What to do:
Counting only lines that hold "with", give the total and nothing more.

Working data:
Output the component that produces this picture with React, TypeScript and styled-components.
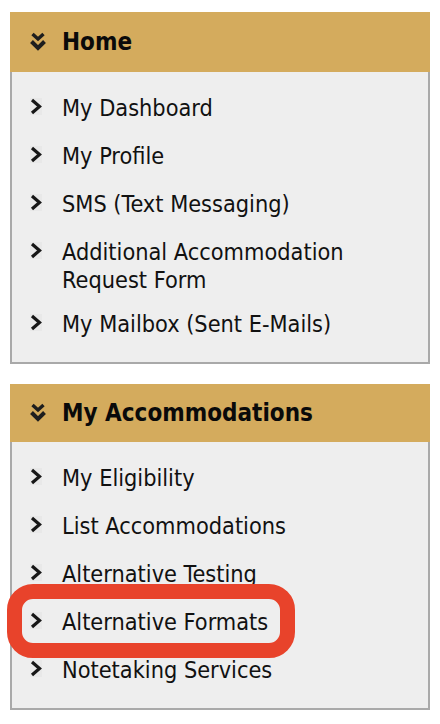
import React from "react";
import styled, { createGlobalStyle } from "styled-components";

const GlobalStyle = createGlobalStyle`
  body {
    margin: 0;
    background: #ffffff;
    font-family: "DejaVu Sans Condensed", "DejaVu Sans", Verdana, sans-serif;
    color: #111111;
  }
`;

// Styled components
const Page = styled.div`
  width: 420px;
  padding: 12px 10px;
  display: flex;
  flex-direction: column;
  gap: 20px;
`;

const Panel = styled.section`
  display: flex;
  flex-direction: column;
`;

const Header = styled.div<{ $height: number }>`
  height: ${(p) => p.$height}px;
  background-color: #d4ab5d;
  display: flex;
  align-items: center;
  gap: 16px;
  padding-left: 20px;
  font-size: 24px;
  font-weight: bold;
  color: #0a0a0a;
`;

const Body = styled.div`
  border: 2px solid #a9a9a9;
  border-top: none;
  background-color: #eeeeee;
  padding: 22px 0 20px 18px;
`;

const LinkList = styled.ul`
  list-style: none;
  margin: 0;
  padding: 0;
  display: flex;
  flex-direction: column;
  gap: 16px;
`;

const LinkItem = styled.li`
  position: relative;
  display: flex;
  align-items: flex-start;
  min-height: 32px;
  font-size: 23.3px;
  line-height: 28px;
  padding-right: 10px;
`;

const Bullet = styled.span`
  flex: 0 0 12px;
  height: 17px;
  margin-top: 4px;
  margin-right: 20px;
  background-color: #e8e8e8;
  display: flex;
`;

const Highlight = styled.span`
  position: absolute;
  left: -23px;
  top: -24px;
  width: 288px;
  height: 74px;
  box-sizing: border-box;
  border: 15px solid #e8432b;
  border-radius: 26px;
  pointer-events: none;
`;

const Chevron = () => (
  <svg width="12" height="17" viewBox="0 0 12 17">
    <path d="M2 2 L9.5 8.5 L2 15" fill="none" stroke="#161616" strokeWidth="3.2" />
  </svg>
);

const DoubleChevron = () => (
  <svg width="16" height="20" viewBox="0 0 16 20" style={{ filter: "blur(0.5px)" }}>
    <path d="M2.5 2 L8 7 L13.5 2" fill="none" stroke="#1e1e1e" strokeWidth="3.4" />
    <path d="M1.5 9.5 L8 16 L14.5 9.5" fill="none" stroke="#1e1e1e" strokeWidth="4" />
  </svg>
);

type MenuLink = { label: string; highlighted?: boolean };
type MenuSection = { title: string; headerHeight: number; links: MenuLink[] };

const sections: MenuSection[] = [
  {
    title: "Home",
    headerHeight: 60,
    links: [
      { label: "My Dashboard" },
      { label: "My Profile" },
      { label: "SMS (Text Messaging)" },
      { label: "Additional Accommodation Request Form" },
      { label: "My Mailbox (Sent E-Mails)" },
    ],
  },
  {
    title: "My Accommodations",
    headerHeight: 58,
    links: [
      { label: "My Eligibility" },
      { label: "List Accommodations" },
      { label: "Alternative Testing" },
      { label: "Alternative Formats", highlighted: true },
      { label: "Notetaking Services" },
    ],
  },
];

const App: React.FC = () => {
  return (
    <>
      <GlobalStyle />
      <Page>
        {sections.map((section) => (
          <Panel key={section.title}>
            <Header $height={section.headerHeight}>
              <DoubleChevron />
              <span>{section.title}</span>
            </Header>
            <Body>
              <LinkList>
                {section.links.map((link) => (
                  <LinkItem key={link.label}>
                    <Bullet>
                      <Chevron />
                    </Bullet>
                    <span>{link.label}</span>
                    {link.highlighted && <Highlight />}
                  </LinkItem>
                ))}
              </LinkList>
            </Body>
          </Panel>
        ))}
      </Page>
    </>
  );
};

export default App;
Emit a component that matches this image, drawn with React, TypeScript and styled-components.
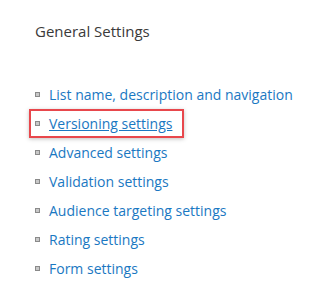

Solution to this task:
2